Os fundadores fizeram o trabalho de "bater toda a zona" e explicar às pessoas o novo conceito de área protegida, que não era um espaço vedado com arame farpado, mas "era criar condições para que, através do turismo e da valorização dos produtos, se pudesse melhorar as condições de vida para que as pessoas se mantivessem a ser os construtores do parque"

"Não foi preciso fazer quase nada. As pessoas continuavam nas suas funções, não era eu que lhes ia dizer para cortarem, eles têm as suas leis e as suas tradições, algumas milenárias", vincou.

Criaram-se, então os vigilantes da natureza "com o objetivo de facilitar a vida às pessoas que viviam no parque, mas não com a atitude de agora: multa à esquerda, multa à direita".

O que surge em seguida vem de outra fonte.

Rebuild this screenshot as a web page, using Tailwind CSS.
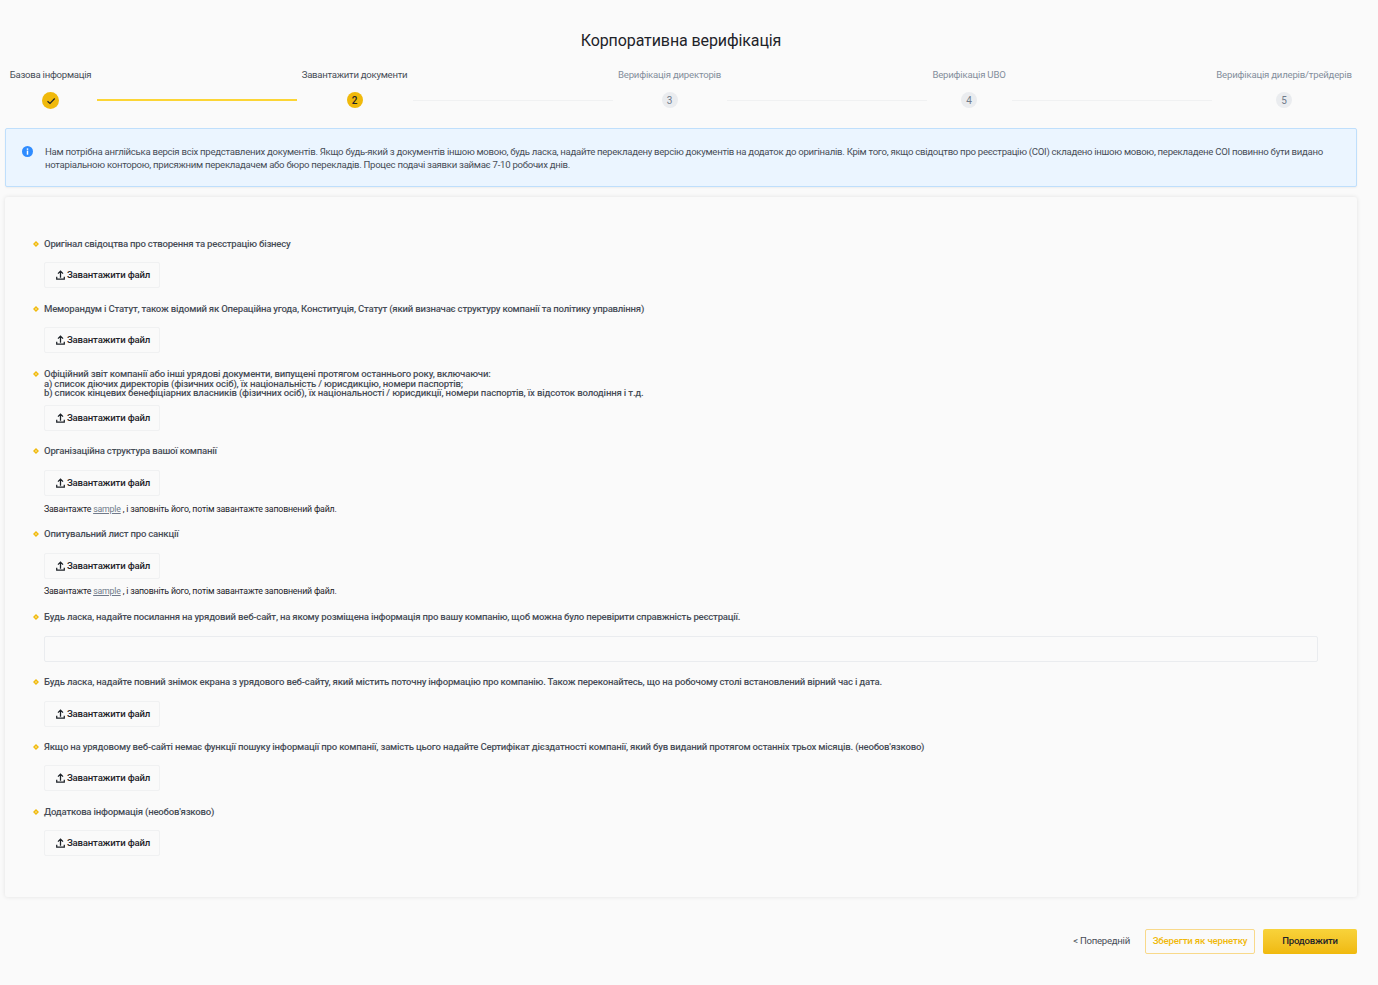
<!DOCTYPE html>
<html lang="uk">
<head>
<meta charset="utf-8">
<script src="https://cdn.jsdelivr.net/npm/@tailwindcss/browser@4"></script>
<title>Корпоративна верифікація</title>
</head>
<body class="bg-[#fafafa] font-['Roboto',sans-serif] text-[#474d57]">
<div class="w-[1378px] h-[985px] overflow-hidden flex flex-col pl-[5px] pr-[21px]">
  <h1 class="mt-[31px] text-center text-[16px] leading-[19px] font-normal tracking-[-0.1px] text-[#1e2329]">Корпоративна верифікація</h1>

  <div class="mt-[19px] flex items-start justify-between pl-[5px] pr-[6px]">
    <div class="flex flex-col items-center w-[81px]">
      <span class="text-[9.6px] leading-[12px] tracking-[-0.27px] whitespace-nowrap text-[#474d57]">Базова інформація</span>
      <span class="mt-[11px] w-[17px] h-[17px] rounded-full bg-[#f0b90b] flex items-center justify-center">
        <svg viewBox="0 0 10 10" class="w-[10px] h-[10px]" fill="none" stroke="#1e2329" stroke-width="1.2"><path d="M1.5 5.2 4 7.5 8.7 2.5"/></svg>
      </span>
    </div>
    <div class="mt-[30px] w-[200px] h-[2px] bg-[#fcd535]"></div>
    <div class="flex flex-col items-center w-[105px]">
      <span class="text-[9.6px] leading-[12px] tracking-[-0.27px] whitespace-nowrap text-[#474d57]">Завантажити документи</span>
      <span class="mt-[11px] w-4 h-4 rounded-full bg-[#f0b90b] flex items-center justify-center text-[10px] font-medium text-[#1e2329]">2</span>
    </div>
    <div class="mt-[31px] w-[200px] h-[1px] bg-[#f0f1f2]"></div>
    <div class="flex flex-col items-center w-[103px]">
      <span class="text-[9.6px] leading-[12px] tracking-[-0.2px] whitespace-nowrap text-[#848e9c]">Верифікація директорів</span>
      <span class="mt-[11px] w-4 h-4 rounded-full bg-[#eaecef] flex items-center justify-center text-[10px] text-[#707a8a]">3</span>
    </div>
    <div class="mt-[31px] w-[200px] h-[1px] bg-[#f0f1f2]"></div>
    <div class="flex flex-col items-center w-[74px]">
      <span class="text-[9.6px] leading-[12px] tracking-[-0.2px] whitespace-nowrap text-[#848e9c]">Верифікація UBO</span>
      <span class="mt-[11px] w-4 h-4 rounded-full bg-[#eaecef] flex items-center justify-center text-[10px] text-[#707a8a]">4</span>
    </div>
    <div class="mt-[31px] w-[200px] h-[1px] bg-[#f0f1f2]"></div>
    <div class="flex flex-col items-center w-[134px]">
      <span class="text-[9.6px] leading-[12px] tracking-[-0.2px] whitespace-nowrap text-[#848e9c]">Верифікація дилерів/трейдерів</span>
      <span class="mt-[11px] w-4 h-4 rounded-full bg-[#eaecef] flex items-center justify-center text-[10px] text-[#707a8a]">5</span>
    </div>
  </div>

  <div class="mt-[19px] h-[59px] rounded-[2px] border border-[#bfdffc] bg-[#ebf5ff] flex items-center pl-[16px] pr-[16px] shadow-[0_1px_2px_rgba(0,0,0,0.05)]">
    <svg viewBox="0 0 12 12" class="w-[11px] h-[11px] shrink-0 -mt-[12px]"><circle cx="6" cy="6" r="6" fill="#2f8cff"/><rect x="5.2" y="5" width="1.6" height="4.5" fill="#fff"/><rect x="5.2" y="2.6" width="1.6" height="1.6" fill="#fff"/></svg>
    <p class="ml-[12px] text-[9.6px] leading-[13px] tracking-[-0.28px] text-[#474d57]">Нам потрібна англійська версія всіх представлених документів. Якщо будь-який з документів іншою мовою, будь ласка, надайте перекладену версію документів на додаток до оригіналів. Крім того, якщо свідоцтво про реєстрацію (COI) складено іншою мовою, перекладене COI повинно бути видано нотаріальною конторою, присяжним перекладачем або бюро перекладів. Процес подачі заявки займає 7-10 робочих днів.</p>
  </div>

  <div class="mt-[10px] h-[700px] rounded-[3px] bg-[#fafafa] shadow-[0_0_4px_rgba(0,0,0,0.1)] pl-[29px] pr-[39px] pt-[42px] tracking-[-0.22px]">
    <div class="flex items-center gap-[5px] h-[10px] text-[9.6px] font-medium">
      <svg viewBox="0 0 6 6" class="w-[6px] h-[6px] -ml-[1px] shrink-0"><path d="M3 1 5 3 3 5 1 3Z" fill="#fce9a6" stroke="#f0b90b" stroke-width="1.4"/></svg>
      <span>Оригінал свідоцтва про створення та реєстрацію бізнесу</span>
    </div>
    <button class="mt-[13px] ml-[10px] pl-[2px] flex items-center justify-center w-[116px] h-[26px] rounded-[2px] border border-[#f0f1f2] text-[9.6px] font-medium tracking-[-0.18px] text-[#1e2329]"><svg viewBox="0 0 10 11" class="w-[9px] h-[10px] mr-[2px] shrink-0" fill="none" stroke="#1e2329" stroke-width="1.4"><path d="M5 8.5V1.2M2.2 4 5 1.2 7.8 4M.8 7.5v2.7h8.4V7.5"/></svg>Завантажити файл</button>

    <div class="mt-[16px] flex items-center gap-[5px] h-[10px] text-[9.6px] font-medium">
      <svg viewBox="0 0 6 6" class="w-[6px] h-[6px] -ml-[1px] shrink-0"><path d="M3 1 5 3 3 5 1 3Z" fill="#fce9a6" stroke="#f0b90b" stroke-width="1.4"/></svg>
      <span>Меморандум і Статут, також відомий як Операційна угода, Конституція, Статут (який визначає структуру компанії та політику управління)</span>
    </div>
    <button class="mt-[13px] ml-[10px] pl-[2px] flex items-center justify-center w-[116px] h-[26px] rounded-[2px] border border-[#f0f1f2] text-[9.6px] font-medium tracking-[-0.18px] text-[#1e2329]"><svg viewBox="0 0 10 11" class="w-[9px] h-[10px] mr-[2px] shrink-0" fill="none" stroke="#1e2329" stroke-width="1.4"><path d="M5 8.5V1.2M2.2 4 5 1.2 7.8 4M.8 7.5v2.7h8.4V7.5"/></svg>Завантажити файл</button>

    <div class="mt-[16px] flex items-start gap-[5px] text-[9.6px] leading-[9.6px] font-medium">
      <svg viewBox="0 0 6 6" class="w-[6px] h-[6px] -ml-[1px] shrink-0 mt-[2px]"><path d="M3 1 5 3 3 5 1 3Z" fill="#fce9a6" stroke="#f0b90b" stroke-width="1.4"/></svg>
      <span class="tracking-[-0.18px]">Офіційний звіт компанії або інші урядові документи, випущені протягом останнього року, включаючи:<br>a) список діючих директорів (фізичних осіб), їх національність / юрисдикцію, номери паспортів;<br>b) список кінцевих бенефіціарних власників (фізичних осіб), їх національності / юрисдикції, номери паспортів, їх відсоток володіння і т.д.</span>
    </div>
    <button class="mt-[7px] ml-[10px] pl-[2px] flex items-center justify-center w-[116px] h-[26px] rounded-[2px] border border-[#f0f1f2] text-[9.6px] font-medium tracking-[-0.18px] text-[#1e2329]"><svg viewBox="0 0 10 11" class="w-[9px] h-[10px] mr-[2px] shrink-0" fill="none" stroke="#1e2329" stroke-width="1.4"><path d="M5 8.5V1.2M2.2 4 5 1.2 7.8 4M.8 7.5v2.7h8.4V7.5"/></svg>Завантажити файл</button>

    <div class="mt-[15px] flex items-center gap-[5px] h-[10px] text-[9.6px] font-medium">
      <svg viewBox="0 0 6 6" class="w-[6px] h-[6px] -ml-[1px] shrink-0"><path d="M3 1 5 3 3 5 1 3Z" fill="#fce9a6" stroke="#f0b90b" stroke-width="1.4"/></svg>
      <span>Організаційна структура вашої компанії</span>
    </div>
    <button class="mt-[14px] ml-[10px] pl-[2px] flex items-center justify-center w-[116px] h-[26px] rounded-[2px] border border-[#f0f1f2] text-[9.6px] font-medium tracking-[-0.18px] text-[#1e2329]"><svg viewBox="0 0 10 11" class="w-[9px] h-[10px] mr-[2px] shrink-0" fill="none" stroke="#1e2329" stroke-width="1.4"><path d="M5 8.5V1.2M2.2 4 5 1.2 7.8 4M.8 7.5v2.7h8.4V7.5"/></svg>Завантажити файл</button>
    <p class="mt-[8px] ml-[10px] h-[10px] text-[8.8px] leading-[10px] tracking-[-0.2px] text-[#1e2329]">Завантажте <span class="underline text-[#707a8a]">sample</span> , і заповніть його, потім завантажте заповнений файл.</p>

    <div class="mt-[15px] flex items-center gap-[5px] h-[10px] text-[9.6px] font-medium">
      <svg viewBox="0 0 6 6" class="w-[6px] h-[6px] -ml-[1px] shrink-0"><path d="M3 1 5 3 3 5 1 3Z" fill="#fce9a6" stroke="#f0b90b" stroke-width="1.4"/></svg>
      <span>Опитувальний лист про санкції</span>
    </div>
    <button class="mt-[14px] ml-[10px] pl-[2px] flex items-center justify-center w-[116px] h-[26px] rounded-[2px] border border-[#f0f1f2] text-[9.6px] font-medium tracking-[-0.18px] text-[#1e2329]"><svg viewBox="0 0 10 11" class="w-[9px] h-[10px] mr-[2px] shrink-0" fill="none" stroke="#1e2329" stroke-width="1.4"><path d="M5 8.5V1.2M2.2 4 5 1.2 7.8 4M.8 7.5v2.7h8.4V7.5"/></svg>Завантажити файл</button>
    <p class="mt-[7px] ml-[10px] h-[10px] text-[8.8px] leading-[10px] tracking-[-0.2px] text-[#1e2329]">Завантажте <span class="underline text-[#707a8a]">sample</span> , і заповніть його, потім завантажте заповнений файл.</p>

    <div class="mt-[16px] flex items-center gap-[5px] h-[10px] text-[9.6px] font-medium">
      <svg viewBox="0 0 6 6" class="w-[6px] h-[6px] -ml-[1px] shrink-0"><path d="M3 1 5 3 3 5 1 3Z" fill="#fce9a6" stroke="#f0b90b" stroke-width="1.4"/></svg>
      <span>Будь ласка, надайте посилання на урядовий веб-сайт, на якому розміщена інформація про вашу компанію, щоб можна було перевірити справжність реєстрації.</span>
    </div>
    <div class="mt-[14px] ml-[10px] h-[26px] rounded-[2px] border border-[#eaecef]"></div>

    <div class="mt-[15px] flex items-center gap-[5px] h-[10px] text-[9.6px] font-medium">
      <svg viewBox="0 0 6 6" class="w-[6px] h-[6px] -ml-[1px] shrink-0"><path d="M3 1 5 3 3 5 1 3Z" fill="#fce9a6" stroke="#f0b90b" stroke-width="1.4"/></svg>
      <span class="tracking-[-0.2px]">Будь ласка, надайте повний знімок екрана з урядового веб-сайту, який містить поточну інформацію про компанію. Також переконайтесь, що на робочому столі встановлений вірний час і дата.</span>
    </div>
    <button class="mt-[14px] ml-[10px] pl-[2px] flex items-center justify-center w-[116px] h-[26px] rounded-[2px] border border-[#f0f1f2] text-[9.6px] font-medium tracking-[-0.18px] text-[#1e2329]"><svg viewBox="0 0 10 11" class="w-[9px] h-[10px] mr-[2px] shrink-0" fill="none" stroke="#1e2329" stroke-width="1.4"><path d="M5 8.5V1.2M2.2 4 5 1.2 7.8 4M.8 7.5v2.7h8.4V7.5"/></svg>Завантажити файл</button>

    <div class="mt-[15px] flex items-center gap-[5px] h-[10px] text-[9.6px] font-medium">
      <svg viewBox="0 0 6 6" class="w-[6px] h-[6px] -ml-[1px] shrink-0"><path d="M3 1 5 3 3 5 1 3Z" fill="#fce9a6" stroke="#f0b90b" stroke-width="1.4"/></svg>
      <span class="tracking-[-0.21px]">Якщо на урядовому веб-сайті немає функції пошуку інформації про компанії, замість цього надайте Сертифікат дієздатності компанії, який був виданий протягом останніх трьох місяців. (необов'язково)</span>
    </div>
    <button class="mt-[13.5px] ml-[10px] pl-[2px] flex items-center justify-center w-[116px] h-[26px] rounded-[2px] border border-[#f0f1f2] text-[9.6px] font-medium tracking-[-0.18px] text-[#1e2329]"><svg viewBox="0 0 10 11" class="w-[9px] h-[10px] mr-[2px] shrink-0" fill="none" stroke="#1e2329" stroke-width="1.4"><path d="M5 8.5V1.2M2.2 4 5 1.2 7.8 4M.8 7.5v2.7h8.4V7.5"/></svg>Завантажити файл</button>

    <div class="mt-[15.5px] flex items-center gap-[5px] h-[10px] text-[9.6px] font-medium">
      <svg viewBox="0 0 6 6" class="w-[6px] h-[6px] -ml-[1px] shrink-0"><path d="M3 1 5 3 3 5 1 3Z" fill="#fce9a6" stroke="#f0b90b" stroke-width="1.4"/></svg>
      <span>Додаткова інформація (необов'язково)</span>
    </div>
    <button class="mt-[13px] ml-[10px] pl-[2px] flex items-center justify-center w-[116px] h-[26px] rounded-[2px] border border-[#f0f1f2] text-[9.6px] font-medium tracking-[-0.18px] text-[#1e2329]"><svg viewBox="0 0 10 11" class="w-[9px] h-[10px] mr-[2px] shrink-0" fill="none" stroke="#1e2329" stroke-width="1.4"><path d="M5 8.5V1.2M2.2 4 5 1.2 7.8 4M.8 7.5v2.7h8.4V7.5"/></svg>Завантажити файл</button>
  </div>

  <div class="mt-[32px] flex items-center justify-end">
    <span class="text-[9.6px] tracking-[-0.25px] text-[#474d57]">&lt; Попередній</span>
    <button class="ml-[15px] w-[110px] h-[25px] rounded-[2px] border-[1.5px] border-[#f8d98a] text-[9.6px] font-medium tracking-[-0.15px] text-[#f0b90b]">Зберегти як чернетку</button>
    <button class="ml-[8px] w-[94px] h-[25px] rounded-[2px] bg-gradient-to-b from-[#f8d33a] to-[#f0b90b] text-[9.6px] font-medium tracking-[-0.2px] text-[#1e2329]">Продовжити</button>
  </div>
</div>
</body>
</html>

O problema agravou-se, segundo defendeu, "quando deixou de haver a direção dos parques e começou a direção a ficar muito longe".

Nos últimos anos foi criado o papel de interlocutor, mas o de Montesinho pediu demissão das funções e ainda não foi substituído.

O parque tem hoje menos de metade dos 15 mil habitantes de há 40 anos e Dionísio Gonçalves defende que "havia que rever conscienciosamente o regulamento exageradamente restritivo, tendo em atenção que, se o Homem é o arquiteto do parque, ele precisa de ser ajudado e não precisa de tornar-se um empecilho"

Para Manuel Pinheiro, outro dos fundadores, "não é com a força, nem agora com as leis como estão que se consegue alguma coisa com as populações", e vincou que o que existe "deve-se ao homem rural porque cultiva, mas não estraga".

Neste momento, diz, "querem tratar a área do parque como se isto fosse um território do Estado" e "as leis, conforme estão, é como se não houvesse gente".

Durante os primeiros 15 anos "estava a correr muito bem". Depois, "começou a haver a conservação pela conservação e em territórios como este, que têm cá populações, não pode ser assim: não se faz nada, não se pode fazer nada".

"E as pessoas queixam-se porque, para cortarem uma árvore para fazer lenha para eles, é um drama", apontou.

Manuel Pinheiro lamenta ainda que as pessoas não recebam nenhuma compensação por serem "castigadas" pela conservação.

"Há fundos da Comunidade Europeia para projetos de apoio", mas devia haver "majorações" para os residentes, defendeu.

Manuel Pinheiro acabou por integrar os quadros técnicos do parque durante quase 30 anos.

"Nos últimos três, eu não dei em doido porque não calhou", partilhou, por ver acabar "um casamento" com as populações que se encontra num "divórcio total".

"Andam a desviar os vigilantes para outros serviços quando as populações do parque estão a precisar deles. Não para os multarem, mas para os acompanharem e estarem lado a lado com eles", apontou.

Nos primeiros 15 anos, garantiu, "não era preciso passar multas, as populações eram os próprios vigilantes, eram os próprios que apontavam o dedo ao vizinho se fizesse mal".